But the cruelties
practiced upon the pilgrims by the Turks were many, and report of them
soon roused all Europe to a pitch of indignation, and brought about that
series of holy wars, which for a time restored the holy sepulcher into
Christian hands. Jerusalem was stormed and taken July 15, 1099, and
50,000 Moslems were slaughtered by their wrathful Christian foes. The
new sovereignty was precariously maintained until 1187, when it fell
before the power of Saladin. Jerusalem, after a siege of twelve days,
surrendered. Saladin, however, did not put his captives to death, but
contented himself with expelling them from the city. Jerusalem passed
into the hands of the Franks by treaty, in 1229, was retaken by the
Moslems in 1239, once more restored in 1243, and finally conquered in
1244 by a horde of Kharesmian Turks. In 1517 Palestine was conquered by
Sultan Selin I., and since then has been under the rule of the Ottoman
Empire, except for a brief period--from 1832 to 1840, when it was in the
hands of Mahomet Ali Pasha of Egypt, and his son Ibrahim had his seat of
government in Jerusalem.
THE BLACK DEATH.--- This great plague, known as the "Black Death," was
the most deadly epidemic ever known.

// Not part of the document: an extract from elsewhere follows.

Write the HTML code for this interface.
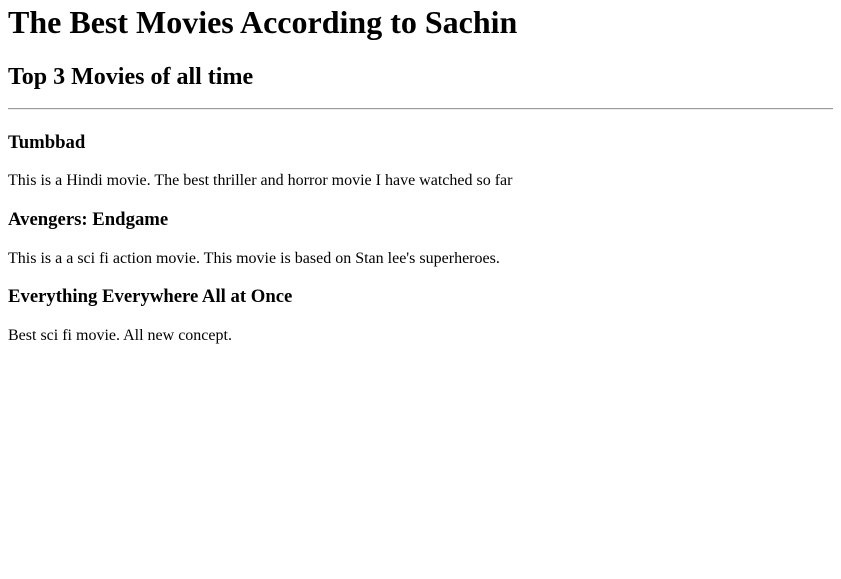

It is believed to have been an
aggravated outburst of the Oriental plague, which from the earliest
records of history has periodically appeared in Asia and Northern
Africa. There had been a visitation of the plague in Europe in 1342;
the Black Death, in terrible virulence, appeared in 1348-9; it also
came in milder form in 1361-2, and again in 1369.